You can skip training and instead load the last trained policy by changing the flag below.

[9]:

from navground.learning.utils.jupyter import skip_if, run_if

training = True

MASAC#

[10]:

from navground.learning import DefaultObservationConfig, DefaultStateConfig
from navground.learning.config.control_action_with_comm import ControlActionWithCommConfig
from navground.learning.examples.pad import get_env, comm, marker, PadReward
from navground.learning.scenarios.pad import render_kwargs

name = "DistributedCommFloatWithRewardSharing"
comm_size = 1
kwargs = render_kwargs(comm=True, low=-1, high=1,
                       color_low=(1, 0, 0), color_high=(0, 1, 0))
action = ControlActionWithCommConfig(use_acceleration_action=True, max_acceleration=1,
                                     fix_orientation=True, comm_size=comm_size)
observation = DefaultObservationConfig(flat=False, include_velocity=True, include_target_direction=False)
state = DefaultStateConfig(include_y=False, include_position=True, include_velocity=True)
sensors = [comm(size=comm_size, binarize=False), marker()]
train_env = get_env(action=action, observation=observation, state=state,
                    sensors=sensors, start_in_opposite_sides=False,
                    reward=PadReward(neighbor_weight=0.5), include_success=False)
test_env = get_env(action=action, observation=observation, sensors=sensors, state=state,
                   start_in_opposite_sides=True,
                   include_success=True, init_success=False, intermediate_success=True,
                   render_mode='rgb_array', render_kwargs=kwargs)

[11]:

%%skip_if $training

import pathlib, os
from navground.learning.utils.benchmarl import NavgroundExperiment

path = max(pathlib.Path(f'logs/{name}/MASAC-SplitModel').glob('*/checkpoints/*.pt'), key=os.path.getmtime)
experiment = NavgroundExperiment.reload_from_file(str(path))
experiment.folder_name

[12]:

%%run_if $training

import os
from benchmarl.algorithms import MasacConfig
from benchmarl.models.mlp import MlpConfig
from navground.learning.utils.benchmarl.split_mlp import SplitMlpConfig
from benchmarl.experiment import ExperimentConfig
from navground.learning.utils.benchmarl import NavgroundExperiment, ExportPolicyCallback

algorithm = MasacConfig.get_from_yaml()
mlp = MlpConfig.get_from_yaml()
mlps_specs = [(1, None, {'num_cells': [256, 256]}), (1, ['pad/x', 'ego_velocity'], {'num_cells': [256, 256]})]
model = SplitMlpConfig(num_cells=mlp.num_cells, layer_class=mlp.layer_class,
                       activation_class=mlp.activation_class, activation_kwargs=mlp.activation_kwargs,
                       norm_class=mlp.norm_class, norm_kwargs=mlp.norm_kwargs,
                       mlps_specs=mlps_specs)

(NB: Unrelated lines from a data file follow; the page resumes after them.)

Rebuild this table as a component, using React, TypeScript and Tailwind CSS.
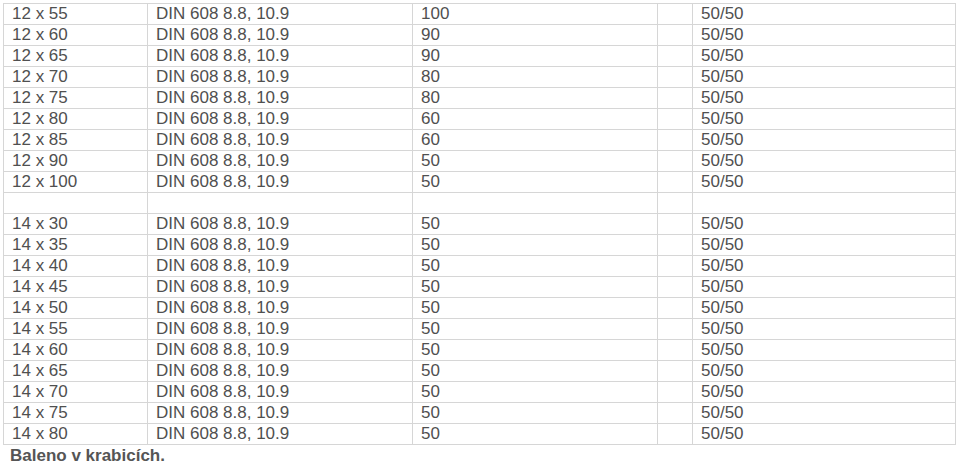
const rows: (string[] | null)[] = [
  ["12 x 55", "DIN 608 8.8, 10.9", "100", "50/50"],
  ["12 x 60", "DIN 608 8.8, 10.9", "90", "50/50"],
  ["12 x 65", "DIN 608 8.8, 10.9", "90", "50/50"],
  ["12 x 70", "DIN 608 8.8, 10.9", "80", "50/50"],
  ["12 x 75", "DIN 608 8.8, 10.9", "80", "50/50"],
  ["12 x 80", "DIN 608 8.8, 10.9", "60", "50/50"],
  ["12 x 85", "DIN 608 8.8, 10.9", "60", "50/50"],
  ["12 x 90", "DIN 608 8.8, 10.9", "50", "50/50"],
  ["12 x 100", "DIN 608 8.8, 10.9", "50", "50/50"],
  null,
  ["14 x 30", "DIN 608 8.8, 10.9", "50", "50/50"],
  ["14 x 35", "DIN 608 8.8, 10.9", "50", "50/50"],
  ["14 x 40", "DIN 608 8.8, 10.9", "50", "50/50"],
  ["14 x 45", "DIN 608 8.8, 10.9", "50", "50/50"],
  ["14 x 50", "DIN 608 8.8, 10.9", "50", "50/50"],
  ["14 x 55", "DIN 608 8.8, 10.9", "50", "50/50"],
  ["14 x 60", "DIN 608 8.8, 10.9", "50", "50/50"],
  ["14 x 65", "DIN 608 8.8, 10.9", "50", "50/50"],
  ["14 x 70", "DIN 608 8.8, 10.9", "50", "50/50"],
  ["14 x 75", "DIN 608 8.8, 10.9", "50", "50/50"],
  ["14 x 80", "DIN 608 8.8, 10.9", "50", "50/50"],
];

const cell = "h-[21px] border border-[#d6d6d6] px-[8px] py-0 align-middle leading-[20px]";

export default function App() {
  return (
    <div className="bg-white pl-[3px] pt-[3px] font-['Liberation_Sans',Arial,sans-serif] text-[17px] text-[#505050]">
      <table className="w-[952px] table-fixed border-collapse">
        <colgroup>
          <col className="w-[144px]" />
          <col className="w-[265px]" />
          <col className="w-[245px]" />
          <col className="w-[35px]" />
          <col className="w-[263px]" />
        </colgroup>
        <tbody>
          {rows.map((r, i) => (
            <tr key={i}>
              <td className={cell}>{r?.[0]}</td>
              <td className={cell}>{r?.[1]}</td>
              <td className={cell}>{r?.[2]}</td>
              <td className={cell}></td>
              <td className={cell}>{r?.[3]}</td>
            </tr>
          ))}
        </tbody>
      </table>
      <p className="pl-[7px] pt-[1px] font-bold leading-[20px] text-[#555]">Baleno v krabicích.</p>
    </div>
  );
}
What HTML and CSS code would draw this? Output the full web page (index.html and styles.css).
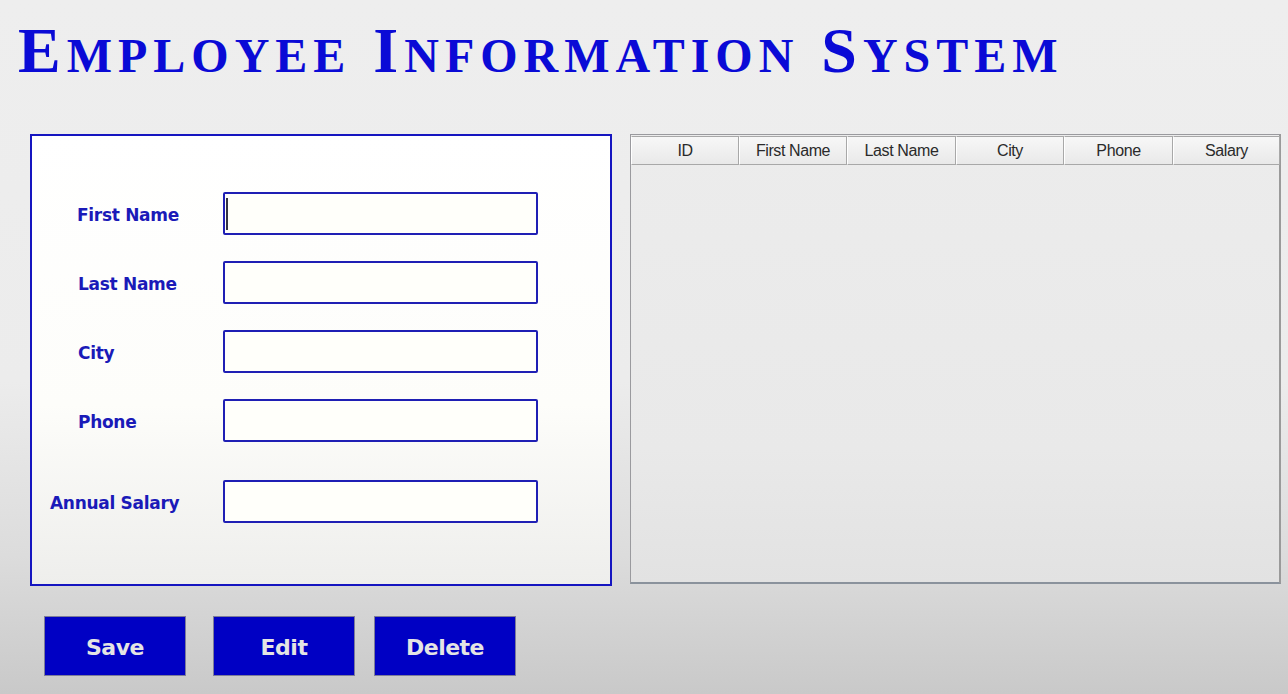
FILE: index.html
```html
<!DOCTYPE html>
<html>
<head>
<meta charset="utf-8">
<link rel="stylesheet" href="styles.css">
</head>
<body>
<h1 class="title"><span class="cap">E</span>mployee <span class="cap">I</span>nformation <span class="cap">S</span>ystem</h1>
<main class="content">
  <section class="form-panel">
    <div class="form-grid">
      <label class="label indent">First Name</label>
      <div class="field"><span class="caret"></span></div>
      <label class="label indent2">Last Name</label>
      <div class="field"></div>
      <label class="label indent2">City</label>
      <div class="field"></div>
      <label class="label indent2">Phone</label>
      <div class="field"></div>
      <label class="label last">Annual Salary</label>
      <div class="field last"></div>
    </div>
  </section>
  <section class="table-panel">
    <div class="thead">
      <div class="th">ID</div>
      <div class="th">First Name</div>
      <div class="th">Last Name</div>
      <div class="th">City</div>
      <div class="th">Phone</div>
      <div class="th">Salary</div>
    </div>
  </section>
</main>
<div class="actions">
  <button class="btn btn-save">Save</button>
  <button class="btn btn-edit">Edit</button>
  <button class="btn btn-delete">Delete</button>
</div>
</body>
</html>
```
FILE: styles.css
```css
html, body {
  margin: 0;
  padding: 0;
  width: 1288px;
  height: 694px;
  overflow: hidden;
}
body {
  background: linear-gradient(to bottom, #eeeeee 0%, #ececec 55%, #dcdcdc 80%, #c9c9c9 100%);
  font-family: "DejaVu Sans", "Liberation Sans", sans-serif;
}
.title {
  margin: 0;
  padding: 19px 0 0 18px;
  height: 112px;
  box-sizing: border-box;
  font-family: "Liberation Serif", serif;
  text-transform: uppercase;
  font-weight: bold;
  font-size: 48px;
  line-height: 64px;
  letter-spacing: 6px;
  word-spacing: 4px;
  color: #0a0ad6;
  white-space: nowrap;
}
.title .cap {
  font-size: 64px;
}
.content {
  display: flex;
  align-items: flex-start;
  padding-top: 22px;
}
.form-panel {
  margin-left: 30px;
  width: 582px;
  height: 452px;
  box-sizing: border-box;
  border: 2px solid #1515c0;
  background: linear-gradient(to bottom, #ffffff 0%, #fdfdfa 60%, #eeeeec 100%);
}
.form-grid {
  display: grid;
  grid-template-columns: 173px 315px;
  grid-auto-rows: 43px;
  row-gap: 26px;
  padding: 56px 0 0 18px;
  align-items: center;
}
.label {
  font-weight: bold;
  font-size: 17px;
  color: #1a1ab8;
  letter-spacing: -0.3px;
  padding-top: 3px;
}
.label.indent { padding-left: 27px; }
.label.indent2 { padding-left: 28px; }
.label.last, .field.last { margin-top: 24px; }
.field {
  height: 43px;
  box-sizing: border-box;
  border: 2px solid #1f1fb4;
  border-radius: 2px;
  background: #fffffa;
  position: relative;
}
.caret {
  position: absolute;
  left: 1px;
  top: 4px;
  width: 2px;
  height: 32px;
  background: #333344;
}
.table-panel {
  margin-left: 18px;
  width: 651px;
  height: 450px;
  box-sizing: border-box;
  border: 1px solid #9a9a9e;
  border-bottom: 2px solid #8a929c;
  border-right: 2px solid #9a9a9a;
  background: linear-gradient(to bottom, #ececec 0%, #e9e9e9 70%, #e2e2e2 100%);
}
.thead {
  display: grid;
  grid-template-columns: 108px 108px 109px 108px 109px 107px;
  height: 27px;
  margin: 1px 0 0 0;
}
.th {
  box-sizing: border-box;
  border: 1px solid #a8a8a8;
  border-left: 1px solid #ffffff;
  background: linear-gradient(to bottom, #f7f7f7, #e9e9e9);
  font-family: "Liberation Sans", Arial, sans-serif;
  font-size: 16px;
  letter-spacing: -0.4px;
  color: #2a2a2a;
  text-align: center;
  line-height: 27px;
}
.actions {
  display: flex;
  padding: 30px 0 0 44px;
}
.btn {
  width: 142px;
  height: 60px;
  box-sizing: border-box;
  border: 1px solid #7d7d99;
  background: #0000c4;
  color: #e4e4e4;
  font-family: "DejaVu Sans", sans-serif;
  font-weight: bold;
  font-size: 22px;
  letter-spacing: -0.5px;
  padding: 3px 0 0 0;
}
.btn-edit { margin-left: 27px; }
.btn-delete { margin-left: 19px; }
```
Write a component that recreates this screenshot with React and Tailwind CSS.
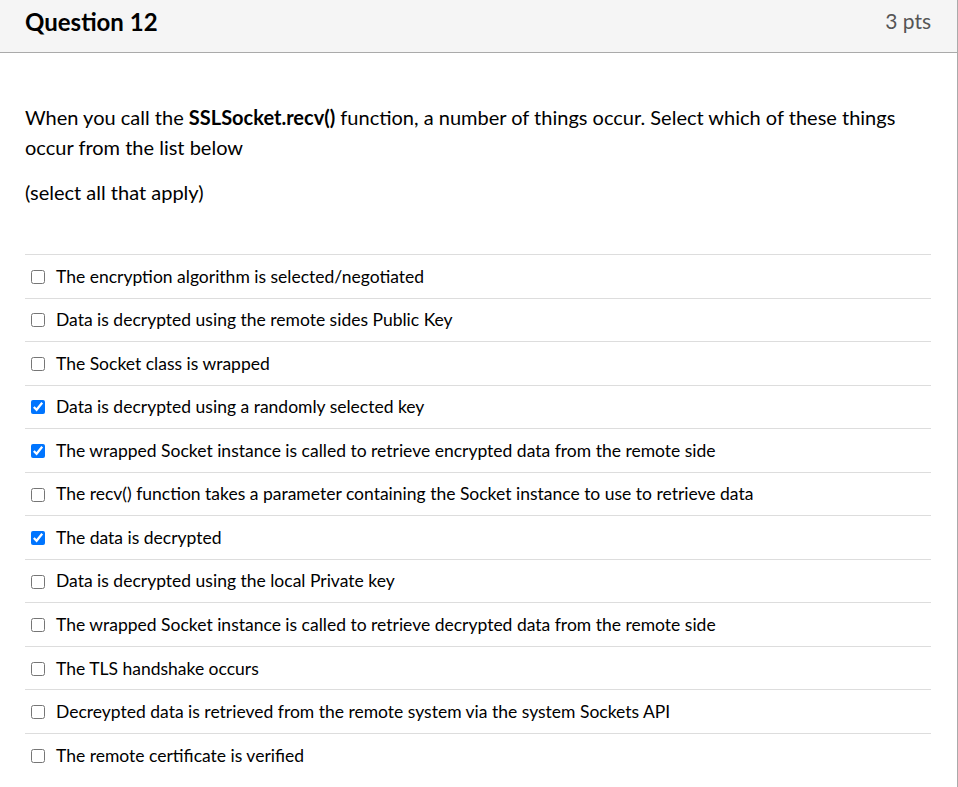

config = ExperimentConfig.get_from_yaml()
config.loggers = [ 'csv']
config.render = True
config.evaluation_interval = 6000
config.evaluation_episodes = 30
config.lr = 3e-4
config.max_n_iters = 1
config.checkpoint_at_end = True
config.save_folder = f'logs/{name}/MASAC-SplitModel'
os.makedirs(config.save_folder, exist_ok=True)
experiment_masac = NavgroundExperiment(
    env=train_env,
    eval_env=test_env,
    config=config,
    model_config=model,
    critic_model_config=mlp,
    algorithm_config=algorithm,
    seed=0,
    callbacks=[ExportPolicyCallback()]
)
experiment_masac.folder_name

[12]:

PosixPath('logs/DistributedCommFloatWithRewardSharing/MASAC-SplitModel/masac_navground_splitmlp__44bff93e_25_05_21-16_09_42')

[13]:

experiment_masac.policy[0][0][0].mlps

[13]:

[MultiAgentMLP(
     MLP(
       (0): Linear(in_features=3, out_features=256, bias=True)
       (1): Tanh()
       (2): Linear(in_features=256, out_features=256, bias=True)
       (3): Tanh()
       (4): Linear(in_features=256, out_features=2, bias=True)
     ),
     n_agents=2,
     share_params=True,
     centralized=False,
     agent_dim=-2),
 MultiAgentMLP(
     MLP(
       (0): Linear(in_features=2, out_features=256, bias=True)
       (1): Tanh()
       (2): Linear(in_features=256, out_features=256, bias=True)
       (3): Tanh()
       (4): Linear(in_features=256, out_features=2, bias=True)
     ),
     n_agents=2,
     share_params=True,
     centralized=False,
     agent_dim=-2)]

[14]:

%%run_if $training

experiment_masac.run_for(iterations=40)

mean return = -6.207028388977051: 100%|███████████████████████████████████████████████████████████████████████████████████████████████████████████████████████████████████████████████| 40/40 [18:26<00:00, 27.66s/it]

[15]:

experiment_masac.plot_eval_logs(reward_low=-200, reward_high=0,
                                success=True, figsize=(8, 3))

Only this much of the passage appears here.